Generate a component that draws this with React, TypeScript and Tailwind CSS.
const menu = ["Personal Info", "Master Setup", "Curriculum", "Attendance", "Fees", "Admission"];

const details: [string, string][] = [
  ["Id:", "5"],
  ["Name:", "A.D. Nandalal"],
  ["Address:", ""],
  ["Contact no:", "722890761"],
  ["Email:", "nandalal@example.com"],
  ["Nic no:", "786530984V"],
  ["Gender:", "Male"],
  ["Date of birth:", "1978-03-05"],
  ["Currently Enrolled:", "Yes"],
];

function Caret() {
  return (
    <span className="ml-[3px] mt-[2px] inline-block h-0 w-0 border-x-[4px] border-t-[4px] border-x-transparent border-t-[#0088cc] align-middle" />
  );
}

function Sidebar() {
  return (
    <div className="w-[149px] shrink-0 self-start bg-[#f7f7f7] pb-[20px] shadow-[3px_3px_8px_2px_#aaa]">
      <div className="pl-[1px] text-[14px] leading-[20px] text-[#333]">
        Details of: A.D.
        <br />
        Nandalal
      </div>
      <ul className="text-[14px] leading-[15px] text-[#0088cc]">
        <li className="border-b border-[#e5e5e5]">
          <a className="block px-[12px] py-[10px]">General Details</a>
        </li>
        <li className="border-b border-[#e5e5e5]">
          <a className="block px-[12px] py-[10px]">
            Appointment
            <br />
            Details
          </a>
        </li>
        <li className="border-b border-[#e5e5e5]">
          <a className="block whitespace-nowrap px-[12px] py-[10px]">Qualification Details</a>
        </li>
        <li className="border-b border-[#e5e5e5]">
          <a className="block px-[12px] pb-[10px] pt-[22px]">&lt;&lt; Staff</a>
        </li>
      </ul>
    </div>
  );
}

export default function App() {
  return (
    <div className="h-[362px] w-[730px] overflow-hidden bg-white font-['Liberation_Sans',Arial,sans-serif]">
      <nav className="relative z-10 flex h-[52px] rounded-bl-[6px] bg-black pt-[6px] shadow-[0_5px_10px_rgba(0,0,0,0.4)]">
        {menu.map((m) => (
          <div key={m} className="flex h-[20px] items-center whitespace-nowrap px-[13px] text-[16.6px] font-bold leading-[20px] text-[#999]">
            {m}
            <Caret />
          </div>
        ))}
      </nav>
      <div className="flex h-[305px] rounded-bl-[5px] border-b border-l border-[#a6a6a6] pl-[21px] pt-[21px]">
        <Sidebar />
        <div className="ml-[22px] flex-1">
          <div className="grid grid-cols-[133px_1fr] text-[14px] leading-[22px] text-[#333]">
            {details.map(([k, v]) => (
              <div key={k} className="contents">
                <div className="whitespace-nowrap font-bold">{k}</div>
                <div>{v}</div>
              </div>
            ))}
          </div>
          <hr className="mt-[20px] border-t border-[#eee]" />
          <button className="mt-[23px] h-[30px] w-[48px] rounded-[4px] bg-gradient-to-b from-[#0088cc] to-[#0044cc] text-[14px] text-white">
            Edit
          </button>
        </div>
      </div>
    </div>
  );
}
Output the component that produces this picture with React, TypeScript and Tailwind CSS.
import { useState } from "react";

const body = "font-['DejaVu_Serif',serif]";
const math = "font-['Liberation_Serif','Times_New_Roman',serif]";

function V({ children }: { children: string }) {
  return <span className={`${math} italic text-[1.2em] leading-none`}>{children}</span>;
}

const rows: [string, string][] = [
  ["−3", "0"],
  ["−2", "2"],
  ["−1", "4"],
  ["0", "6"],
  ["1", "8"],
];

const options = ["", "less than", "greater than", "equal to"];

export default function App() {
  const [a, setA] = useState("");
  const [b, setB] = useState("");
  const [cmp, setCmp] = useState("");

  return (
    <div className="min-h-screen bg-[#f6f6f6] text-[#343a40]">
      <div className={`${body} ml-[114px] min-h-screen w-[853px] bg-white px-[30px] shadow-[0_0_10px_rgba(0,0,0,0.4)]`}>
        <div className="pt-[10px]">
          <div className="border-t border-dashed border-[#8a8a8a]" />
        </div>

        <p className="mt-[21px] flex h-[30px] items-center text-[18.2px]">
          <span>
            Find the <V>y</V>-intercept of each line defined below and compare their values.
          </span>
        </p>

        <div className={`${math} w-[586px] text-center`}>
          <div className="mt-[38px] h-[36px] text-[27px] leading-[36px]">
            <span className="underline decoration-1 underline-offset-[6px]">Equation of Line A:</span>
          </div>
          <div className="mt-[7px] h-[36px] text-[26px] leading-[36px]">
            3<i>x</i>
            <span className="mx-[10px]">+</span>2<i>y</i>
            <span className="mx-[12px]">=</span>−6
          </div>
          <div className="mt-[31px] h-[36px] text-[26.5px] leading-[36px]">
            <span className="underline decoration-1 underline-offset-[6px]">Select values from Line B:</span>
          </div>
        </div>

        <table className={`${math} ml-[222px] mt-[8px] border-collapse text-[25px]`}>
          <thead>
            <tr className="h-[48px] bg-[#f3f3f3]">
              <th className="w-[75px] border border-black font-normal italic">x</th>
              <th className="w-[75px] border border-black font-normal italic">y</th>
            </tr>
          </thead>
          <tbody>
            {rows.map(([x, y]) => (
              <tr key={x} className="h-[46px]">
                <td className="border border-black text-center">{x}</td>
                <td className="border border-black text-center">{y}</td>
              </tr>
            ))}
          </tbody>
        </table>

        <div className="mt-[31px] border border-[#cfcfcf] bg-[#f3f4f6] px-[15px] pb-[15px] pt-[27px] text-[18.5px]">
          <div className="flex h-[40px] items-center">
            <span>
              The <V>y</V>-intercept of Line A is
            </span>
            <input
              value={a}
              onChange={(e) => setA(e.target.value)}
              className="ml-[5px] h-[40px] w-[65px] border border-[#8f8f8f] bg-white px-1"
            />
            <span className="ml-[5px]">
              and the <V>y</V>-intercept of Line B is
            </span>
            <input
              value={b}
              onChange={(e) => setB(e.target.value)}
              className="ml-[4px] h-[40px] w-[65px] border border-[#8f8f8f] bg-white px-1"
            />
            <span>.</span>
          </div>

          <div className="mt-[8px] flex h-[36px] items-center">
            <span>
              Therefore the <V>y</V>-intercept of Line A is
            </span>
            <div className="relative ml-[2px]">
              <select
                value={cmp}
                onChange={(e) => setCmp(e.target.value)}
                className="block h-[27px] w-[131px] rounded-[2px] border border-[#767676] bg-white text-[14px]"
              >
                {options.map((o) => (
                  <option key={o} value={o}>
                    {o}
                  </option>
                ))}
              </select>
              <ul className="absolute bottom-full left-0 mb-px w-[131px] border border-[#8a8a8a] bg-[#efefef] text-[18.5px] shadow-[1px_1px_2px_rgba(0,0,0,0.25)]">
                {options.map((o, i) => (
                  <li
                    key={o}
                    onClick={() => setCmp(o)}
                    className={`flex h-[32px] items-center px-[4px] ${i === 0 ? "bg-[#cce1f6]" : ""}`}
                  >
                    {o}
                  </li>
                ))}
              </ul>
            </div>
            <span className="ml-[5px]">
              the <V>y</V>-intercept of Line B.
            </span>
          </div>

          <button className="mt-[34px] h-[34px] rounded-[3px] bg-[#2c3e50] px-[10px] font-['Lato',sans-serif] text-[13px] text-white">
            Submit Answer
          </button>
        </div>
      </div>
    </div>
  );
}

- **Required work**
Extract from the material all lines containing the string "that".

- **Complete response**
Generate a component that draws this with React, TypeScript and Tailwind CSS.
Output the component that produces this picture with React, TypeScript and Tailwind CSS.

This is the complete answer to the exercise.